Dilemma of English illiterate students at Cavendish University.

Being an international institution, Cavendish university is home to students from different parts of the world.

Most of these come from the Uganda’s neighboring Francophone states with no prior knowledge of the English language yet it is by design the language used in the institutions they seek enroll in.

Commonly the international students who are unaccustomed to using the English language may not benefit as much in a lecture as other who have used English.

A one Deborah Kabemba from Congo, who is now a student at Cavendish University studied at the Mandela language school for three months. She recounts her first experiences in Uganda before learning the English Language and in the same interview she further emphasizes the impossibility of anyone who is English illiterate to study at any institution in Uganda without prior knowledge of the Language.  

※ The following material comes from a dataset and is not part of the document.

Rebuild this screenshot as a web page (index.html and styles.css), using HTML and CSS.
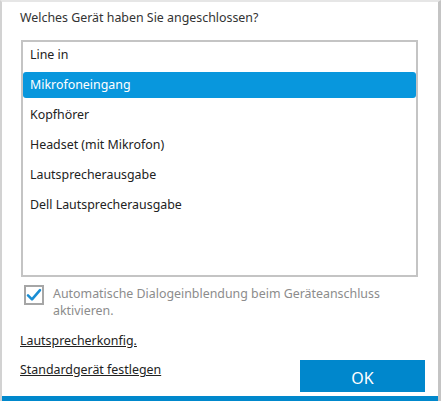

According to Shafiq Musisi, a teacher at Sir Nelson School of Languages in Kabalagala, most of the students who enroll in their school drop out midway to start studying at the universities, this adversely birthing challenges for the schools of languages because it stunted their goals of producing thorough English literate student at the end of the months subscribed for study. He further emphasizes that the lack of evaluation systems to sieve out the incompetent or half qualified students when they enrol at the different international universities is majorly contributes to this challenge faced.

Initially Cavendish University had an English course that could possibly address this problem but in the last three years, it vanished. In an interview with Mr. Ibrah Maseruka, the ICT department staff member and an authority to the course structuring at Cavendish university, he expounds more on the former structure that included the English Language and why it was “put on hold”.

On a stroll, I met with and interviewed Mr. Christian Barack, a Congolese student at Cavendish university who happened to finish the English language course he acquired at Makerere Corporate institute, earning him a certificate at the end.

Christian highlights the advantages of finishing the English language course before deciding to continue with any further studies, further on he mentions the achievements and ease he had learning at Cavendish university with the knowledge of the English acquired.

Mr Barack recommends an evaluation by the university before admitting the students as he views this as an important course of action to help the International students, majorly those from the same country as him, to have a better learning experience at the University.